-- START --

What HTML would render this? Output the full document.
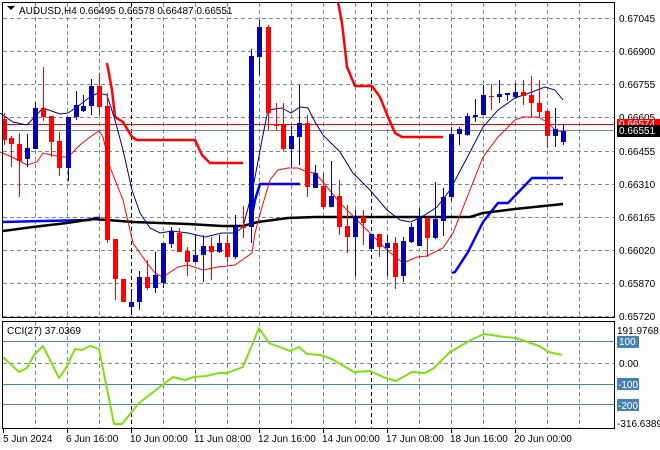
<!DOCTYPE html>
<html><head><meta charset="utf-8"><style>
html,body{margin:0;padding:0;background:#fff;width:660px;height:450px;overflow:hidden}
svg{display:block;font-family:"Liberation Sans",sans-serif;font-size:10px}
</style></head><body>
<svg width="660" height="450" viewBox="0 0 660 450" xmlns="http://www.w3.org/2000/svg">
<rect width="660" height="450" fill="#fff"/>
<!-- grid main -->
<g stroke="#778899" stroke-width="1" stroke-dasharray="4,3" fill="none" shape-rendering="crispEdges">
<path d="M3 18.5H614M3 51.5H614M3 84.5H614M3 117.5H614M3 151.5H614M3 184.5H614M3 217.5H614M3 250.5H614M3 283.5H614M3 316.5H614"/>
<path d="M35.5 3V317M67.5 3V317M99.5 3V317M163.5 3V317M195.5 3V317M227.5 3V317M259.5 3V317M291.5 3V317M323.5 3V317M355.5 3V317M387.5 3V317M419.5 3V317M451.5 3V317M483.5 3V317M515.5 3V317M547.5 3V317M579.5 3V317"/>
<path d="M35.5 322V428M67.5 322V428M99.5 322V428M163.5 322V428M195.5 322V428M227.5 322V428M259.5 322V428M291.5 322V428M323.5 322V428M355.5 322V428M387.5 322V428M419.5 322V428M451.5 322V428M483.5 322V428M515.5 322V428M547.5 322V428M579.5 322V428M3 363.5H614"/>
</g>
<g stroke="#000" stroke-dasharray="4,3" shape-rendering="crispEdges"><path d="M131.5 3V317M371.5 3V317M131.5 322V428M371.5 322V428"/></g>
<!-- price lines -->
<path d="M3 124.5H614" stroke="#ff0000" shape-rendering="crispEdges"/>
<path d="M3 130.5H614" stroke="#778899" shape-rendering="crispEdges"/>
<!-- thick lines -->
<g fill="none" stroke-width="2.5" stroke-linejoin="round">
<polyline stroke="#ff0000" points="107,63 112,90 115,117 123,122 132,137 137,140 195,140 202,155 210,163 243,163"/>
<polyline stroke="#ff0000" points="338,2 342,23 347,67 355,86 372,86 380,97 388,117 395,133 402,137 443,137"/>
<polyline stroke="#0000ff" points="3,222 43,221 90,220 95,218 100,218"/>
<polyline stroke="#0000ff" points="250,226 255,200 260,184 300,184"/>
<polyline stroke="#0000ff" points="452,273 455,272 468,252 483,222 498,203 508,203 532,178 563,178"/>
<polyline stroke="#000" points="3,231 33,227 67,223 93,219 107,220 133,222 160,223 188,224 222,226 243,226 258,222 288,218 315,217 470,217 483,213 515,209 563,204"/>
</g>
<g fill="none" stroke-width="1">
<polyline stroke="#000080" points="0,113 13,122 27,125 43,108 60,114 68,113 77,107 90,97 98,93 107,95 115,120 123,150 132,190 140,213 150,228 160,233 172,231 188,233 205,237 222,233 235,233 243,227 252,193 262,140 268,110 282,108 291,113 300,107 308,108 315,122 323,135 340,152 353,173 370,190 387,210 400,220 410,222 420,218 437,207 450,190 470,152 483,127 498,110 515,98 532,92 545,87 555,90 563,100"/>
<polyline stroke="#ff0000" points="0,152 12,157 27,165 37,162 43,153 52,155 60,157 68,157 80,145 90,137 99,131 103,137 110,167 123,200 133,243 147,263 155,273 163,277 178,267 188,265 203,270 218,267 235,265 245,258 252,253 255,233 262,207 270,180 278,170 288,168 298,168 307,172 315,173 323,182 340,203 350,213 370,233 387,250 403,263 417,257 427,256 443,248 453,233 470,190 483,157 498,137 515,120 523,117 538,117 547,122 555,130 563,132"/>
</g>
<!-- candles -->
<g shape-rendering="crispEdges">
<g stroke="#ff0000" fill="#ff0000">
<path d="M4.5 113V145M11.5 136V167M19.5 133V197M43.5 67V121M51.5 116V157M59.5 132V176M99.5 73V115M107.5 93V243M115.5 239V300M123.5 279V302M147.5 260V290M179.5 228V252M187.5 247V276M211.5 237V280M227.5 235V262M243.5 206V238M268.5 25V130M276.5 103V130M283.5 103V151M307.5 115V197M323.5 173V209M339.5 180V235M347.5 205V253M363.5 210V245M379.5 234V257M395.5 237V289M427.5 217V257M491.5 84V110M523.5 80V105M531.5 76V117M539.5 80V117M547.5 111V148"/>
</g>
<g fill="#ff0000">
<rect x="2" y="119" width="5" height="21"/><rect x="9" y="138" width="5" height="6"/><rect x="17" y="144" width="5" height="17"/><rect x="41" y="108" width="5" height="9"/><rect x="49" y="116" width="5" height="26"/><rect x="57" y="141" width="5" height="27"/><rect x="97" y="86" width="5" height="21"/><rect x="105" y="106" width="5" height="134"/><rect x="113" y="239" width="5" height="40"/><rect x="121" y="279" width="5" height="23"/><rect x="145" y="277" width="5" height="11"/><rect x="177" y="233" width="5" height="19"/><rect x="185" y="251" width="5" height="11"/><rect x="209" y="246" width="5" height="6"/><rect x="225" y="243" width="5" height="14"/><rect x="241" y="226" width="5" height="2"/><rect x="266" y="27" width="5" height="86"/><rect x="274" y="124" width="5" height="2"/><rect x="281" y="124" width="5" height="25"/><rect x="305" y="123" width="5" height="64"/><rect x="321" y="186" width="5" height="21"/><rect x="337" y="196" width="5" height="31"/><rect x="345" y="226" width="5" height="11"/><rect x="361" y="217" width="5" height="6"/><rect x="377" y="234" width="5" height="13"/><rect x="393" y="243" width="5" height="34"/><rect x="425" y="218" width="5" height="20"/><rect x="489" y="96" width="5" height="1"/><rect x="521" y="92" width="5" height="4"/><rect x="529" y="95" width="5" height="8"/><rect x="537" y="103" width="5" height="9"/><rect x="545" y="111" width="5" height="25"/>
</g>
<g stroke="#0000b4">
<path d="M27.5 134V167M35.5 102V149M68.5 117V181M76.5 91V120M83.5 95V112M91.5 79V115M131.5 289V312M139.5 271V310M155.5 252V293M163.5 243V288M171.5 227V248M195.5 235V262M203.5 235V282M219.5 235V253M235.5 215V259M251.5 49V243M259.5 20V75M291.5 126V167M299.5 85V165M315.5 165V188M331.5 161V207M355.5 210V276M371.5 234V250M387.5 235V276M403.5 237V282M411.5 223V243M419.5 208V246M435.5 182V239M443.5 188V236M451.5 127V201M459.5 127V145M467.5 113V136M475.5 99V122M483.5 85V115M499.5 80V103M507.5 93V101M515.5 83V99M555.5 108V147M563.5 124V145"/>
</g>
<g fill="#0000b4">
<rect x="25" y="148" width="5" height="11"/><rect x="33" y="108" width="5" height="41"/><rect x="66" y="117" width="5" height="51"/><rect x="74" y="105" width="5" height="12"/><rect x="81" y="106" width="5" height="5"/><rect x="89" y="86" width="5" height="20"/><rect x="129" y="302" width="5" height="5"/><rect x="137" y="277" width="5" height="25"/><rect x="153" y="275" width="5" height="13"/><rect x="161" y="243" width="5" height="40"/><rect x="169" y="231" width="5" height="13"/><rect x="193" y="255" width="5" height="7"/><rect x="201" y="246" width="5" height="9"/><rect x="217" y="243" width="5" height="9"/><rect x="233" y="226" width="5" height="31"/><rect x="249" y="56" width="5" height="171"/><rect x="257" y="27" width="5" height="30"/><rect x="289" y="136" width="5" height="13"/><rect x="297" y="123" width="5" height="14"/><rect x="313" y="173" width="5" height="15"/><rect x="329" y="196" width="5" height="11"/><rect x="353" y="217" width="5" height="20"/><rect x="369" y="234" width="5" height="15"/><rect x="385" y="243" width="5" height="5"/><rect x="401" y="241" width="5" height="35"/><rect x="409" y="227" width="5" height="15"/><rect x="417" y="218" width="5" height="28"/><rect x="433" y="219" width="5" height="19"/><rect x="441" y="197" width="5" height="24"/><rect x="449" y="134" width="5" height="63"/><rect x="457" y="129" width="5" height="5"/><rect x="465" y="116" width="5" height="19"/><rect x="473" y="115" width="5" height="2"/><rect x="481" y="95" width="5" height="20"/><rect x="497" y="94" width="5" height="3"/><rect x="505" y="93" width="5" height="2"/><rect x="513" y="92" width="5" height="5"/><rect x="553" y="129" width="5" height="7"/><rect x="561" y="131" width="5" height="11"/>
</g>
</g>
<!-- frames -->
<g fill="none" stroke="#000" shape-rendering="crispEdges">
<rect x="2.5" y="2.5" width="612" height="315"/>
<rect x="2.5" y="321.5" width="612" height="107"/>
</g>
<!-- CCI levels -->
<g stroke="#4682b4" shape-rendering="crispEdges"><path d="M3 341.5H614M3 384.5H614M3 404.5H614"/></g>
<polyline fill="none" stroke="#7fe00f" stroke-width="2" stroke-linejoin="round" points="3,357 19,372 27,368 34,355 43,346 59,378 66,368 75,349 82,350 90,346 99,349 114,424 122,424 139,403 173,377 185,380 194,377 206,376 219,373 227,373 243,367 259,328 269,343 290,351 299,347 307,354 320,355 332,359 354,372 370,371 383,377 396,381 412,372 425,373 434,368 450,352 471,340 484,334 505,337 516,338 539,346 549,352 562,355"/>
<!-- texts -->
<path d="M7 6h8l-4 4z" fill="#000"/>
<text x="19" y="14" fill="#000">AUDUSD,H4  0.66495 0.66578 0.66487 0.66551</text>
<text x="7" y="334" fill="#000">CCI(27) 37.0369</text>
<g fill="#000">
<text x="619" y="22">0.67045</text><text x="619" y="55">0.66900</text><text x="619" y="88">0.66755</text><text x="619" y="121">0.66605</text><text x="619" y="155">0.66455</text><text x="619" y="188">0.66310</text><text x="619" y="221">0.66165</text><text x="619" y="254">0.66020</text><text x="619" y="287">0.65870</text><text x="619" y="320">0.65720</text>
</g>
<rect x="617" y="119" width="43" height="8" fill="#ff0000"/>
<text x="619" y="127" fill="#fff">0.66574</text>
<rect x="617" y="125" width="43" height="12" fill="#000"/>
<text x="619" y="134" fill="#fff">0.66551</text>
<text x="617" y="334" fill="#000">191.9768</text>
<rect x="617" y="336" width="22" height="12" fill="#4682b4"/><text x="619" y="345" fill="#fff">100</text>
<text x="619" y="367" fill="#000">0.00</text>
<rect x="617" y="378" width="22" height="12" fill="#4682b4"/><text x="618" y="388" fill="#fff">-100</text>
<rect x="617" y="399" width="22" height="12" fill="#4682b4"/><text x="618" y="409" fill="#fff">-200</text>
<text x="617" y="427" fill="#000">-316.6389</text>
<g stroke="#000" shape-rendering="crispEdges"><path d="M3.5 429V433M67.5 429V433M131.5 429V433M195.5 429V433M259.5 429V433M323.5 429V433M387.5 429V433M451.5 429V433M515.5 429V433"/></g>
<g fill="#000">
<text x="3" y="442">5 Jun 2024</text><text x="66" y="442">6 Jun 16:00</text><text x="130" y="442">10 Jun 00:00</text><text x="194" y="442">11 Jun 08:00</text><text x="258" y="442">12 Jun 16:00</text><text x="322" y="442">14 Jun 00:00</text><text x="386" y="442">17 Jun 08:00</text><text x="450" y="442">18 Jun 16:00</text><text x="514" y="442">20 Jun 00:00</text>
</g>
</svg>
</body></html>
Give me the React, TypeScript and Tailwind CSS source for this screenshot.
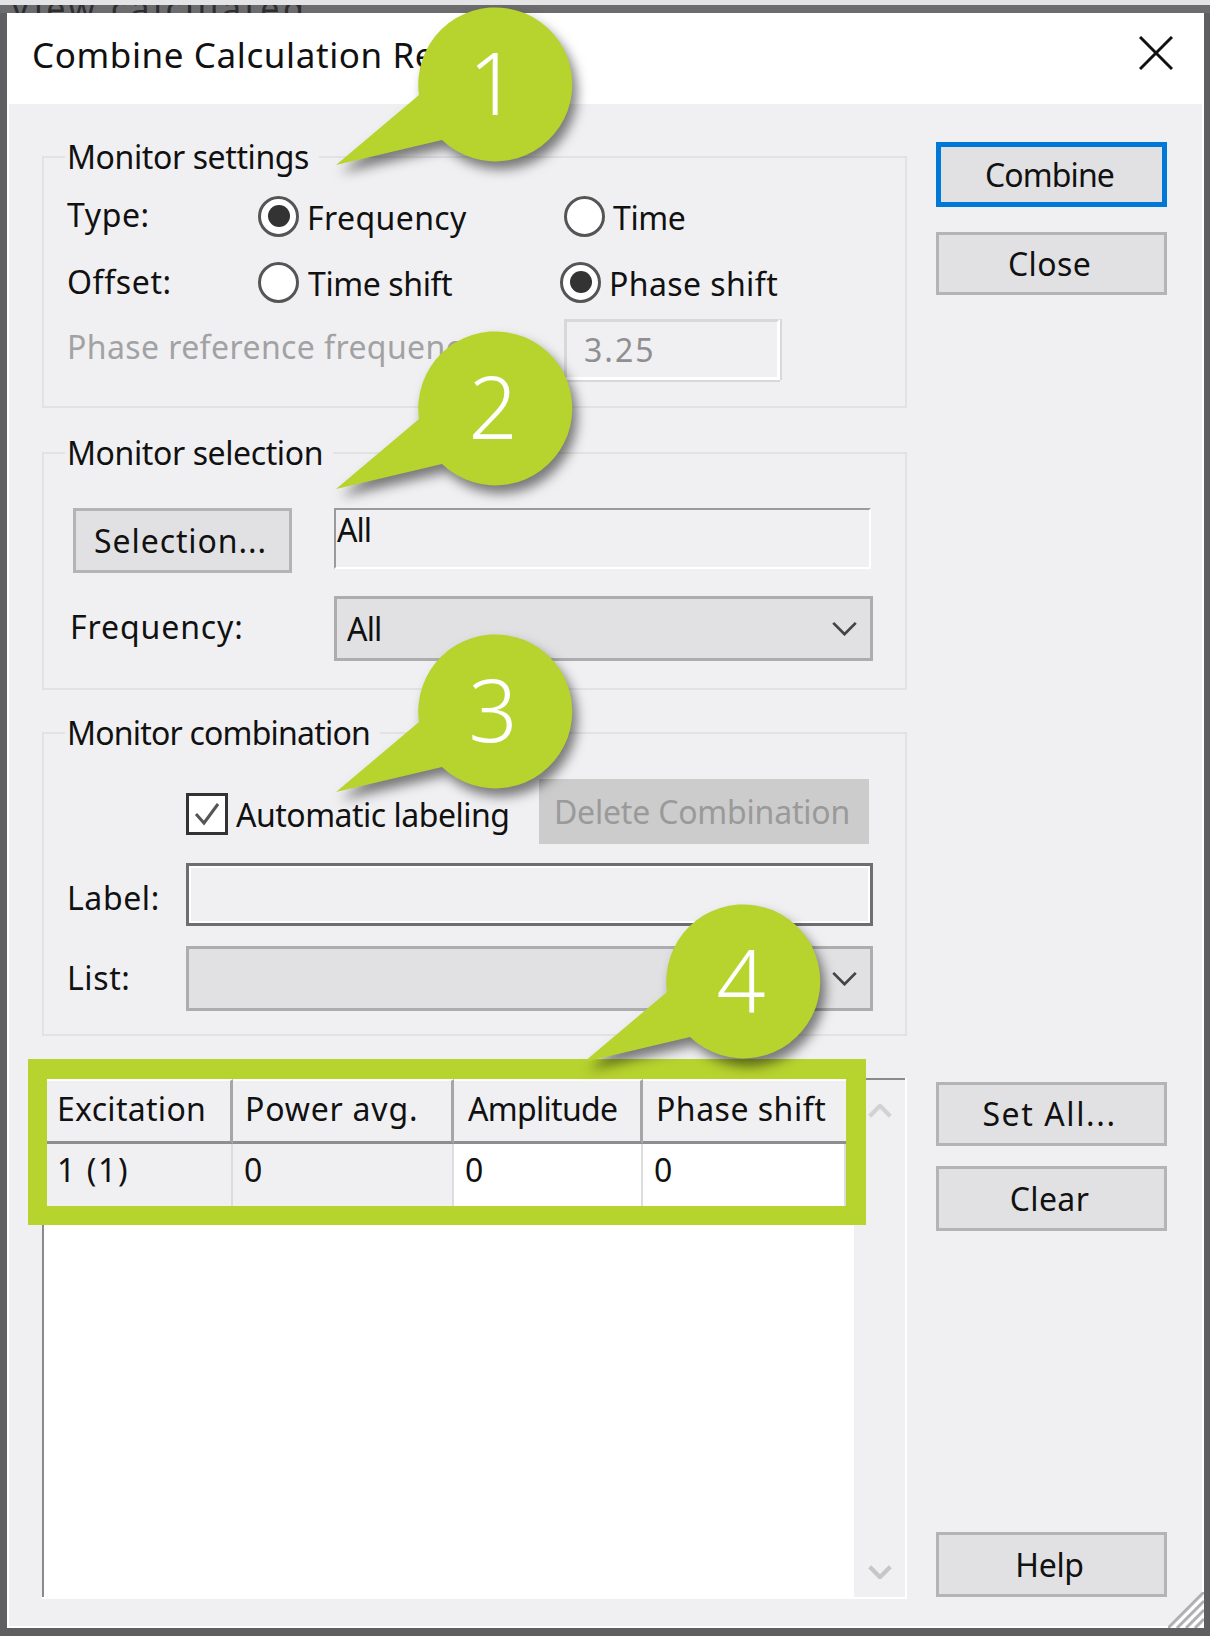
import type { ReactNode } from 'react';

const font = { fontFamily: '"Noto Sans", "Open Sans", sans-serif' };

function Legend({ children, className }: { children: ReactNode; className?: string }) {
  return (
    <div className={`-mt-[21px] ml-[21px] w-fit h-[40px] px-[2px] pr-[10px] bg-[#f0f0f2] text-[32px] leading-[40px] text-[#111] ${className ?? 'tracking-[-0.4px]'}`}>
      {children}
    </div>
  );
}

function Radio({ checked, className }: { checked?: boolean; className?: string }) {
  return (
    <div className={`w-[41px] h-[41px] shrink-0 rounded-full border-[3px] border-[#555] bg-white flex items-center justify-center ${className ?? ''}`}>
      {checked && <div className="w-[22px] h-[22px] rounded-full bg-[#333]" />}
    </div>
  );
}

function Btn({ label, disabled, focused, className }: { label: string; disabled?: boolean; focused?: boolean; className?: string }) {
  return (
    <div
      className={`flex items-center justify-center pr-[4px] text-[32px] ${
        focused ? 'border-[5px] border-[#0078d7] bg-[#e1e1e3] text-[#111]' : disabled ? 'bg-[#cccccd] text-[#9a9a9a]' : 'border-[3px] border-[#b4b4b6] bg-[#e1e1e3] text-[#111]'
      } ${className ?? ''}`}
    >
      {label}
    </div>
  );
}

function Chevron({ className, weight = 3 }: { className?: string; weight?: number }) {
  return (
    <svg viewBox="0 0 28 16" className={className} fill="none" stroke="currentColor" strokeWidth={weight}>
      <polyline points="2,2 14,14 26,2" />
    </svg>
  );
}

function Select({ value, className }: { value?: string; className?: string }) {
  return (
    <div className={`flex items-center justify-between border-[3px] border-[#adadaf] bg-[#e1e1e3] pl-[10px] pr-[12px] text-[32px] tracking-[-0.8px] text-[#111] ${className ?? ''}`}>
      <span>{value}</span>
      <Chevron className="w-[27px] h-[15px] text-[#444]" />
    </div>
  );
}

function Bubble({ n, className }: { n: number; className: string }) {
  return (
    <div className={`absolute w-[340px] h-[190px] ${className}`}>
      <svg viewBox="-170 -90 340 190" className="w-full h-full overflow-visible drop-shadow-[5px_8px_6px_rgba(0,0,0,0.5)]">
        <path d="M-159 76 L-76 6 A77 77 0 1 1 -53 51 Z" fill="#b7d32e" />
      </svg>
      <div className="absolute left-[168px] top-[83px] -translate-x-1/2 -translate-y-1/2 text-[86px] leading-none font-light text-white">{n}</div>
    </div>
  );
}

function HeadCell({ children, className }: { children: ReactNode; className: string }) {
  return (
    <div className={`h-[65px] bg-[#f0f0f2] border-t-2 border-t-white border-b-[3px] border-b-[#8e8e90] text-[32px] leading-[56px] text-[#111] ${className}`}>
      {children}
    </div>
  );
}

function BodyCell({ children, first, white }: { children: ReactNode; first?: boolean; white?: boolean }) {
  return (
    <div className={`h-[62px] border-r-2 border-r-[#dddddf] text-[32px] leading-[52px] text-[#111] ${first ? 'pl-[10px] tracking-[1.6px]' : 'pl-[11px]'} ${white ? 'bg-white' : 'bg-[#f0f0f2]'}`}>
      {children}
    </div>
  );
}

export default function App() {
  return (
    <div className="relative w-[1210px] h-[1636px] overflow-hidden bg-[#5f5f61]" style={font}>
      <div className="h-[13px] overflow-hidden border-t-[5px] border-[#e4e4e6] bg-[#6c6c6e] pl-[10px]">
        <div className="-mt-[14px] text-[34px] leading-[34px] tracking-[3.5px] text-[#2e2e30]">View calculated</div>
      </div>
      <div className="relative ml-[7px] w-[1197px] h-[1615px] bg-[#f0f0f2] shadow-[inset_2px_0_0_#fff,inset_-2px_0_0_#fff,inset_0_-2px_0_#fff]">
        <div className="h-[91px] bg-white flex items-center justify-between pl-[25px] pr-[31px] pb-[6px]">
          <span className="text-[35px] tracking-[0.6px] text-[#111]">Combine Calculation Results</span>
          <svg viewBox="0 0 34 34" className="w-[34px] h-[34px] -mt-[6px]" stroke="#111" strokeWidth="3">
            <line x1="1" y1="1" x2="33" y2="33" />
            <line x1="33" y1="1" x2="1" y2="33" />
          </svg>
        </div>

        <div className="flex pl-[35px]">
          <div className="w-[865px] flex flex-col pt-[52px]">
            <section className="h-[252px] border-2 border-[#e2e2e4]">
              <Legend>Monitor settings</Legend>
              <div className="grid grid-cols-[191px_306px_1fr] grid-rows-[66px_66px_64px] items-center pl-[23px] mt-[6px] text-[32px] text-[#111]">
                <span className="-mt-[2px] tracking-[0.6px]">Type:</span>
                <div className="flex items-center gap-[8px]"><Radio checked /><span className="mt-[3px] tracking-[0.4px]">Frequency</span></div>
                <div className="flex items-center gap-[8px]"><Radio /><span className="mt-[3px] tracking-[-0.4px]">Time</span></div>
                <span className="tracking-[0.6px]">Offset:</span>
                <div className="flex items-center gap-[9px]"><Radio /><span className="mt-[3px] tracking-[-0.4px]">Time shift</span></div>
                <div className="flex items-center gap-[8px] -ml-[4px]"><Radio checked /><span className="mt-[3px] tracking-[0.4px]">Phase shift</span></div>
                <span className="col-span-2 text-[#a2a2a4] tracking-[0.4px]">Phase reference frequency:</span>
                <div className="w-[216px] h-[61px] mt-[4px] border-[3px] border-[#d8d8da] border-b-white border-r-white shadow-[0_2px_0_#d8d8da,2px_0_0_#d8d8da] pl-[17px] leading-[56px] text-[#8f8f91] tracking-[2px]">3.25</div>
              </div>
            </section>

            <section className="h-[238px] mt-[44px] border-2 border-[#e2e2e4]">
              <Legend>Monitor selection</Legend>
              <div className="flex items-start pl-[29px] mt-[35px]">
                <Btn label="Selection..." className="w-[219px] h-[65px] tracking-[0.9px]" />
                <div className="ml-[42px] w-[537px] h-[61px] border-2 border-t-[#9a9a9c] border-l-[#9a9a9c] border-b-white border-r-white pl-[1px] text-[32px] leading-[40px] tracking-[-1px] text-[#111]">All</div>
              </div>
              <div className="flex items-center pl-[26px] mt-[23px]">
                <span className="w-[264px] -mt-[4px] text-[32px] tracking-[0.9px] text-[#111]">Frequency:</span>
                <Select value="All" className="w-[539px] h-[65px]" />
              </div>
            </section>

            <section className="h-[304px] mt-[42px] border-2 border-[#e2e2e4]">
              <Legend className="tracking-[-0.8px]">Monitor combination</Legend>
              <div className="flex items-center pl-[142px] mt-[26px] h-[65px]">
                <div className="w-[42px] h-[42px] mt-[4px] border-[3px] border-[#333] bg-white flex items-center justify-center">
                  <svg viewBox="0 0 30 30" className="w-[30px] h-[30px]" fill="none" stroke="#555" strokeWidth="3">
                    <polyline points="4,15 12,24 26,5" />
                  </svg>
                </div>
                <span className="ml-[8px] mt-[6px] w-[303px] text-[32px] tracking-[-0.5px] text-[#111]">Automatic labeling</span>
                <Btn label="Delete Combination" disabled className="w-[330px] h-[65px] tracking-[-0.2px]" />
              </div>
              <div className="flex items-center pl-[23px] mt-[19px]">
                <span className="w-[119px] mt-[6px] text-[32px] tracking-[0.6px] text-[#111]">Label:</span>
                <div className="w-[687px] h-[63px] border-[3px] border-[#6e6e70] shadow-[inset_0_0_0_2px_#fff]" />
              </div>
              <div className="flex items-center pl-[23px] mt-[20px]">
                <span className="w-[119px] -mt-[2px] text-[32px] tracking-[0.6px] text-[#111]">List:</span>
                <Select className="w-[687px] h-[65px]" />
              </div>
            </section>

            <section className="relative h-[521px] mt-[42px] flex border-b-2 border-r-2 border-white">
              <div className="w-[812px] bg-white border-l-2 border-t-2 border-[#8a8a8c]" />
              <div className="flex-1 bg-[#f0f0f2] border-t-2 border-[#8a8a8c] flex flex-col justify-between items-center pt-[24px] pb-[18px]">
                <Chevron weight={5} className="w-[24px] h-[14px] rotate-180 text-[#d2d2d4]" />
                <Chevron weight={5} className="w-[24px] h-[14px] text-[#c6c6c8]" />
              </div>
              <div className="absolute -left-[14px] -top-[19px] w-[838px] border-t-[20px] border-l-[19px] border-r-[20px] border-b-[19px] border-[#b7d32e] grid grid-cols-[186px_221px_189px_203px]">
                <HeadCell className="pl-[10px] tracking-[0.3px] border-r-[3px] border-r-[#a6a6a8]">Excitation</HeadCell>
                <HeadCell className="pl-[12px] tracking-[0.8px] border-r-[3px] border-r-[#a6a6a8]">Power avg.</HeadCell>
                <HeadCell className="pl-[14px] tracking-[-0.7px] border-r-[3px] border-r-[#a6a6a8]">Amplitude</HeadCell>
                <HeadCell className="pl-[13px] tracking-[0.5px]">Phase shift</HeadCell>
                <BodyCell first>1 (1)</BodyCell>
                <BodyCell>0</BodyCell>
                <BodyCell white>0</BodyCell>
                <BodyCell white>0</BodyCell>
              </div>
            </section>
          </div>

          <div className="w-[231px] ml-[29px] flex flex-col pt-[38px]">
            <Btn label="Combine" focused className="h-[65px] tracking-[-0.9px]" />
            <Btn label="Close" className="h-[63px] mt-[25px] tracking-[0.4px]" />
            <Btn label="Set All..." className="h-[64px] mt-[787px] tracking-[1.6px]" />
            <Btn label="Clear" className="h-[65px] mt-[20px] tracking-[0.4px]" />
            <Btn label="Help" className="h-[65px] mt-[301px] tracking-[-0.3px]" />
          </div>
        </div>

        <svg viewBox="0 0 36 36" className="absolute right-0 bottom-0 w-[36px] h-[36px]" strokeWidth="3">
          <line x1="0" y1="36" x2="36" y2="0" stroke="#b0b0b2" />
          <line x1="5" y1="36" x2="36" y2="5" stroke="#fff" />
          <line x1="9" y1="36" x2="36" y2="9" stroke="#b0b0b2" />
          <line x1="14" y1="36" x2="36" y2="14" stroke="#fff" />
          <line x1="18" y1="36" x2="36" y2="18" stroke="#b0b0b2" />
          <line x1="23" y1="36" x2="36" y2="23" stroke="#fff" />
          <line x1="27" y1="36" x2="36" y2="27" stroke="#b0b0b2" />
          <line x1="32" y1="36" x2="36" y2="32" stroke="#fff" />
        </svg>
      </div>

      <Bubble n={1} className="left-[325px] top-[-1px]" />
      <Bubble n={2} className="left-[325px] top-[323px]" />
      <Bubble n={3} className="left-[325px] top-[626px]" />
      <Bubble n={4} className="left-[573px] top-[896px]" />
    </div>
  );
}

-- END --

What you will do | Search the lines for the string "full" and copy every line that has it.

Solution below |
What HTML would render this? Output the full document.
    <div className={`w-[41px] h-[41px] shrink-0 rounded-full border-[3px] border-[#555] bg-white flex items-center justify-center ${className ?? ''}`}>
      {checked && <div className="w-[22px] h-[22px] rounded-full bg-[#333]" />}
      <svg viewBox="-170 -90 340 190" className="w-full h-full overflow-visible drop-shadow-[5px_8px_6px_rgba(0,0,0,0.5)]">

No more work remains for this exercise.